Hasta el día que me quitaron una muela lo recuerdo como un día feliz, ya que la dentista recomendó a mi madre que me comprase un helado al salir de allí, para ayudar a la cicatrización de la encía.

Mis desayunos consistían en zumo de naranja, un huevo pasado por agua y una cucharadita de polen. Pero alguna vez que llegábamos tarde pasábamos por alguna panadería de camino al colegio. La maestra, en vez de enfadarse con mi madre la tomaba conmigo. A mí me daba igual, porque yo tenía mi croissant, que con disimulo iba pellizcando durante toda la mañana. A la hora del recreo ya no tenía con que fardar y estaba nuevamente con mi manzana.

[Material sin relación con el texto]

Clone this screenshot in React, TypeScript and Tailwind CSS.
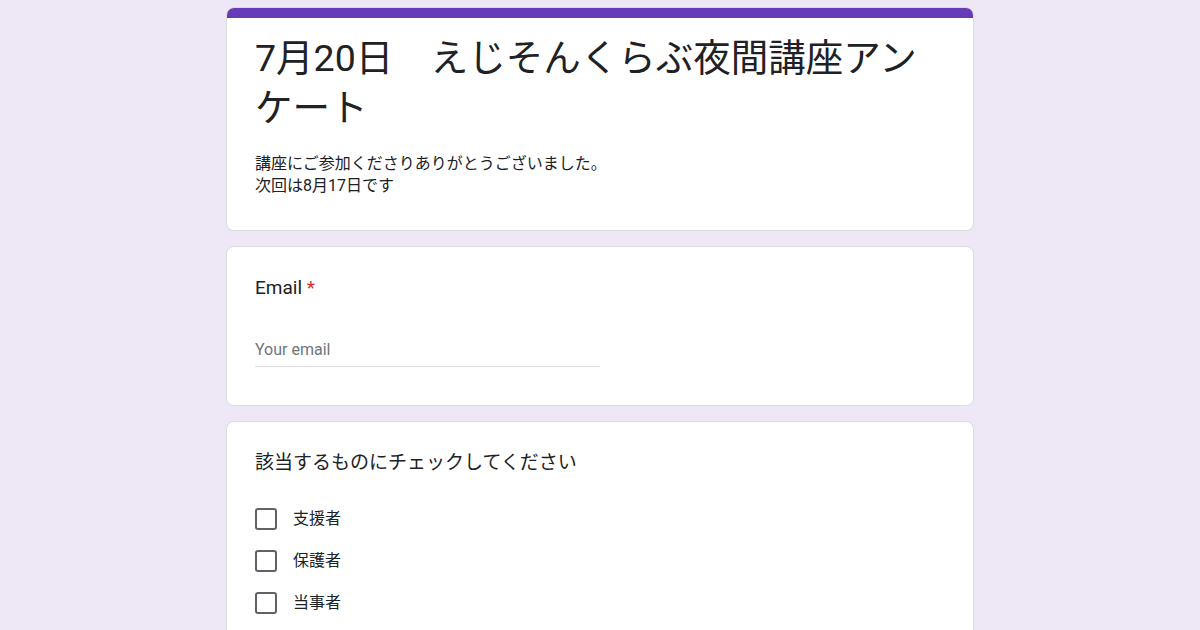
import React from 'react';

const options = ['支援者', '保護者', '当事者'];

function Card({ children, accent = false }: { children: React.ReactNode; accent?: boolean }) {
  return (
    <div className="bg-white rounded-lg border border-[#dadce0] overflow-hidden">
      {accent && <div className="h-[10px] bg-[#673ab7]" />}
      {children}
    </div>
  );
}

export default function App() {
  return (
    <div
      className="min-h-screen bg-[#ede7f6] text-[#202124] overflow-hidden"
      style={{ fontFamily: 'Roboto, "Noto Sans CJK JP", sans-serif' }}
    >
      <div className="w-[748px] mx-auto pt-[7px] flex flex-col gap-[15px]">
        <Card accent>
          <div className="px-[28px] pt-[15px] pb-[33px]">
            <h1 className="text-[37.5px] leading-[50px] font-normal max-w-[680px]">
              7月20日　えじそんくらぶ夜間講座アンケート
            </h1>
            <p className="mt-5 text-[16px] leading-[22px]">
              講座にご参加くださりありがとうございました。
              <br />
              次回は8月17日です
            </p>
          </div>
        </Card>

        <Card>
          <div className="px-[28px] pt-[29px] pb-[38px]">
            <div className="text-[19px] leading-6">
              Email <span className="text-[#d93025]">*</span>
            </div>
            <div className="mt-[35px] w-[345px] h-8 flex items-end border-b border-[#e0e0e0]">
              <span className="text-[16px] leading-6 text-[#70757a] pb-1">Your email</span>
            </div>
          </div>
        </Card>

        <Card>
          <div className="px-[28px] pt-[29px] pb-8">
            <div className="text-[19px] leading-6">該当するものにチェックしてください</div>
            <div className="mt-[33px] flex flex-col gap-[20px]">
              {options.map((o) => (
                <label key={o} className="flex items-center gap-4 h-[22px]">
                  <span className="w-[22px] h-[22px] rounded-[3px] border-2 border-[#5f6368]" />
                  <span className="text-[16px] leading-[22px]">{o}</span>
                </label>
              ))}
            </div>
          </div>
        </Card>
      </div>
    </div>
  );
}
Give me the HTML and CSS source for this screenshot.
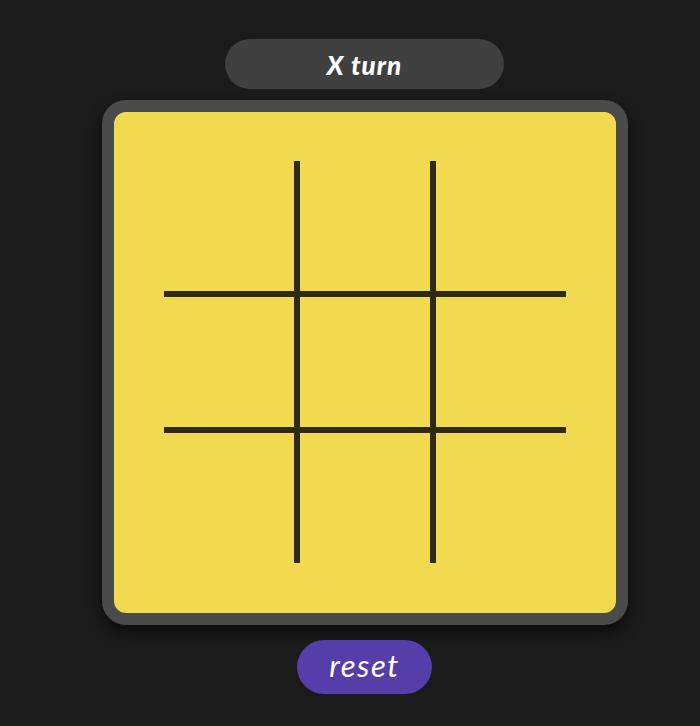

Me encantaba visitar a mi prima Patricia, en su habitación tenía tele, veíamos a Xuxa y cantábamos, pero sobre todo me gustaba, por los frascos repletos de caramelos que había. Qué injusta es la vida, pensaba entonces. Seguro que ella opinaba lo mismo, porque yo era muy delgadita y Patri que no comía dulce era redondita.

Lo más curioso es que, cuando empecé a recibir la paga, ya no me interesó tanto gastármela en caramelos, comenzó a preocuparme la imagen y mi obsesión disminuyó. Fue entonces cuando paradójicamente me rompí un diente comiendo lechuga, y empecé a engordar sin razón, pero esas son otras historias.